Lei versus Violência
A paz social exige uma relação de exclusão entre lei e violência. Se a lei foi feita para todos, a violência deve ser mantida fora dos limites da convenção legal. Contra a violência, aplique-se a lei: esta é uma condição essencial à convivência, sem a qual a justiça e o direito não poderão prevalecer.
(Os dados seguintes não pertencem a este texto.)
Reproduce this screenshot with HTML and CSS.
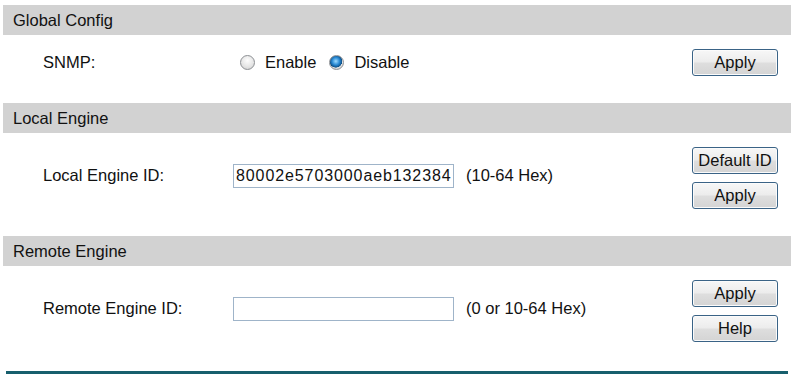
FILE: index.html
```html
<!DOCTYPE html>
<html>
<head>
    <meta charset="utf-8" />
    <title>SNMP Engine</title>
    <link rel="stylesheet" href="styles.css">
</head>
<body>
    <div class="panel">
        <section class="block">
            <h2 class="bar">Global Config</h2>
            <div class="row">
                <span class="label">SNMP:</span>
                <div class="field radios">
                    <label class="opt"><input type="radio" name="snmp"> Enable</label>
                    <label class="opt"><input type="radio" name="snmp" checked> Disable</label>
                </div>
                <div class="actions">
                    <button class="btn">Apply</button>
                </div>
            </div>
        </section>
        <section class="block">
            <h2 class="bar">Local Engine</h2>
            <div class="row tall">
                <span class="label">Local Engine ID:</span>
                <div class="field">
                    <input class="text" type="text" value="80002e5703000aeb132384">
                    <span class="hint">(10-64 Hex)</span>
                </div>
                <div class="actions">
                    <button class="btn">Default ID</button>
                    <button class="btn">Apply</button>
                </div>
            </div>
        </section>
        <section class="block">
            <h2 class="bar">Remote Engine</h2>
            <div class="row tall">
                <span class="label">Remote Engine ID:</span>
                <div class="field">
                    <input class="text" type="text" value="">
                    <span class="hint">(0 or 10-64 Hex)</span>
                </div>
                <div class="actions">
                    <button class="btn">Apply</button>
                    <button class="btn">Help</button>
                </div>
            </div>
        </section>
        <hr class="rule">
    </div>
</body>
</html>
```

FILE: styles.css
```css
body {
    margin: 0;
    background: #fff;
    font-family: "Liberation Sans", Arial, sans-serif;
    font-size: 16.5px;
    color: #111;
}
.panel {
    width: 788px;
    margin: 5px 0 0 3px;
}
.bar {
    margin: 0;
    height: 30px;
    line-height: 30px;
    padding-left: 10px;
    background: #d2d2d2;
    font-size: 16.5px;
    font-weight: normal;
}
.row {
    display: grid;
    grid-template-columns: 230px 1fr 86px;
    align-items: center;
    padding: 14px 13px 27px 0;
}
.tall .label,
.tall .field {
    margin-bottom: 5px;
}
.label {
    padding-left: 40px;
}
.field {
    display: flex;
    align-items: center;
}
.radios {
    padding-left: 7px;
}
.opt {
    display: flex;
    align-items: center;
    margin-right: 13px;
}
.opt input {
    appearance: none;
    box-sizing: border-box;
    width: 15px;
    height: 15px;
    margin: 0 10px 0 0;
    border: 1px solid #8c8f93;
    border-radius: 50%;
    background: radial-gradient(circle at 50% 35%, #fdfdfd 0, #e4e4e4 60%, #cbcbcb 100%);
}
.opt input:checked {
    background:
        radial-gradient(circle at 45% 40%, #9fdcff 0, #2a8ad4 35%, #0d4f86 58%, transparent 62%),
        radial-gradient(circle at 50% 35%, #fdfdfd 0, #e4e4e4 60%, #cbcbcb 100%);
}
.text {
    box-sizing: border-box;
    width: 221px;
    height: 24px;
    padding: 0 2px;
    border: 1px solid #9fb4c9;
    font-family: "Liberation Sans", Arial, sans-serif;
    font-size: 16px;
    letter-spacing: 0.9px;
    color: #111;
}
.hint {
    margin-left: 12px;
}
.actions {
    display: flex;
    flex-direction: column;
    gap: 8px;
}
.btn {
    height: 27px;
    width: 86px;
    padding: 0;
    border: 1px solid #3a6386;
    border-radius: 3px;
    background: linear-gradient(#f7f7f7, #ececec 48%, #dedede 52%, #d4d4d4);
    box-shadow: inset 0 0 0 1px #fbfbfb;
    font-family: "Liberation Sans", Arial, sans-serif;
    font-size: 16.5px;
    color: #111;
}
.rule {
    margin: 2px 3px 0;
    height: 3px;
    border: 0;
    background: #175f6d;
}
```
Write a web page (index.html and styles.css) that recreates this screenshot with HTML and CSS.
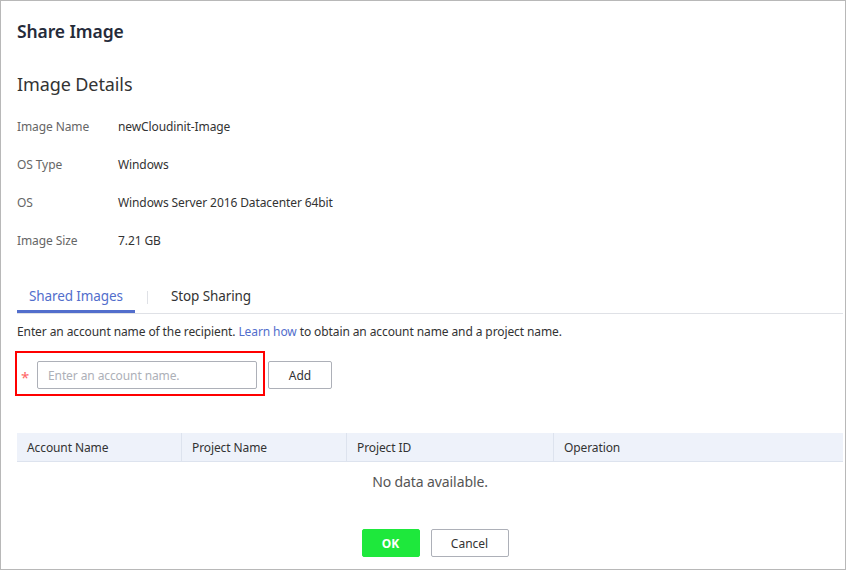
FILE: index.html
```html
<!DOCTYPE html>
<html lang="en">
<head>
  <meta charset="UTF-8">
  <meta name="viewport" content="width=device-width, initial-scale=1.0">
  <title>Share Image</title>
  <link rel="stylesheet" href="styles.css">
</head>
<body>
  <div class="dialog">
    <h1 class="dialog-title">Share Image</h1>

    <h2 class="section-title">Image Details</h2>
    <div class="details">
      <div class="detail-row"><span class="detail-label">Image Name</span><span class="detail-value">newCloudinit-Image</span></div>
      <div class="detail-row"><span class="detail-label">OS Type</span><span class="detail-value">Windows</span></div>
      <div class="detail-row"><span class="detail-label">OS</span><span class="detail-value">Windows Server 2016 Datacenter 64bit</span></div>
      <div class="detail-row"><span class="detail-label">Image Size</span><span class="detail-value">7.21 GB</span></div>
    </div>

    <div class="tabs">
      <div class="tab active">Shared Images</div>
      <div class="tab-divider"></div>
      <div class="tab">Stop Sharing</div>
    </div>

    <p class="hint">Enter an account name of the recipient. <a href="#" class="link">Learn how</a> to obtain an account name and a project name.</p>

    <div class="add-row">
      <div class="highlight">
        <span class="required">*</span>
        <input type="text" class="text-input" placeholder="Enter an account name.">
      </div>
      <button class="btn">Add</button>
    </div>

    <table class="share-table">
      <thead>
        <tr>
          <th class="col-account">Account Name</th>
          <th class="col-project">Project Name</th>
          <th class="col-id">Project ID</th>
          <th>Operation</th>
        </tr>
      </thead>
      <tbody>
        <tr><td colspan="4" class="empty">No data available.</td></tr>
      </tbody>
    </table>

    <div class="footer">
      <button class="btn btn-ok">OK</button>
      <button class="btn btn-cancel">Cancel</button>
    </div>
  </div>
</body>
</html>
```

FILE: styles.css
```css
body {
  margin: 0;
  font-family: 'Noto Sans', 'Open Sans', sans-serif;
  letter-spacing: -0.1px;
  background-color: #fff;
  color: #333;
}

.dialog {
  box-sizing: border-box;
  width: 846px;
  height: 570px;
  border: 1px solid #b8b8b8;
  padding: 18px 2px 0 16px;
}

.dialog-title {
  margin: 0;
  font-size: 17.5px;
  line-height: 24px;
  font-weight: 600;
  color: #252b3a;
}

.section-title {
  margin: 29px 0 0;
  font-size: 18px;
  line-height: 24px;
  font-weight: normal;
  color: #333;
}

.details {
  margin-top: 11px;
}

.detail-row {
  display: flex;
  align-items: center;
  height: 38px;
  font-size: 12px;
}

.detail-label {
  width: 101px;
  color: #666;
}

.detail-value {
  color: #333;
}

.tabs {
  display: flex;
  align-items: center;
  margin-top: 22px;
  border-bottom: 1px solid #dfe1e6;
}

.tab {
  height: 32px;
  line-height: 30px;
  padding: 0 12px;
  font-size: 13.5px;
  color: #333;
  box-sizing: border-box;
}

.tab.active {
  color: #526ecc;
  border-bottom: 3px solid #526ecc;
  line-height: 28px;
  padding-top: 1px;
}

.tab-divider {
  width: 1px;
  height: 13px;
  background-color: #dfe1e6;
  margin: 0 11px 0 12px;
}

.hint {
  margin: 10px 0 0;
  font-size: 12px;
  line-height: 16px;
  color: #333;
}

.link {
  color: #526ecc;
  text-decoration: none;
}

.add-row {
  display: flex;
  align-items: center;
  margin: 11px 0 0 -2px;
  gap: 3px;
}

.highlight {
  display: flex;
  align-items: center;
  width: 242px;
  padding: 8px 0 5px 4px;
  border: 2px solid #f00;
}

.required {
  color: #f66;
  font-size: 15px;
  width: 16px;
  padding-top: 4px;
}

.text-input {
  box-sizing: border-box;
  width: 220px;
  height: 28px;
  border: 1px solid #adb0b8;
  border-radius: 2px;
  padding: 0 10px;
  font-family: inherit;
  font-size: 12px;
  letter-spacing: -0.1px;
  color: #333;
}

.text-input::placeholder {
  color: #adb0b8;
}

.btn {
  box-sizing: border-box;
  height: 28px;
  border: 1px solid #adb0b8;
  border-radius: 2px;
  background-color: #fff;
  font-family: inherit;
  font-size: 12px;
  color: #333;
  cursor: pointer;
}

.add-row .btn {
  width: 64px;
  margin-top: 3px;
}

.share-table {
  width: 826px;
  margin-top: 37px;
  border-collapse: collapse;
  font-size: 12px;
}

.share-table th {
  height: 28px;
  padding: 0 10px;
  text-align: left;
  font-weight: normal;
  color: #333;
  background-color: #eef2fa;
  border-left: 1px solid #dde3ee;
  border-bottom: 1px solid #dde3ee;
}

.share-table th:first-child {
  border-left: none;
}

.col-account {
  width: 144px;
}

.col-project {
  width: 144px;
}

.col-id {
  width: 186px;
}

.empty {
  height: 36px;
  text-align: center;
  font-size: 14px;
  color: #555;
}

.footer {
  display: flex;
  justify-content: center;
  gap: 11px;
  margin-top: 29px;
  padding-left: 10px;
}

.btn-ok {
  width: 58px;
  border-color: #1ee83c;
  background-color: #1ee83c;
  color: #fff;
  font-weight: bold;
}

.btn-cancel {
  width: 78px;
}
```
Mas…, e aqui chegamos ao ponto central do tema do nosso Fórum: a própria lei, ao ser aplicada, veicula com ela um poder de violência que, diferente da violência do crime, lhe é, no entanto, inerente. Não se trata simplesmente da violência que, nos países civilizados, constitui um apanágio do poder público. Trata-se antes do fato de que a lei, convenção fundada em significantes comuns àquele conjunto social preciso, não metaforiza por completo a violência, que se acha, em princípio, além dos limites da fala [2] e da lei. Resta um resíduo de algo fora da lei no cerne da lei, algo de inassimilável que levou Éric Laurent a dizer certo dia, em entrevista na Argentina, que toda lei tem um “núcleo louco”.
Por menos que pareça à primeira vista, é em torno desse núcleo louco, associado por Freud à pulsão de morte, que se pode estabelecer um diálogo profícuo entre o direito e a psicanálise.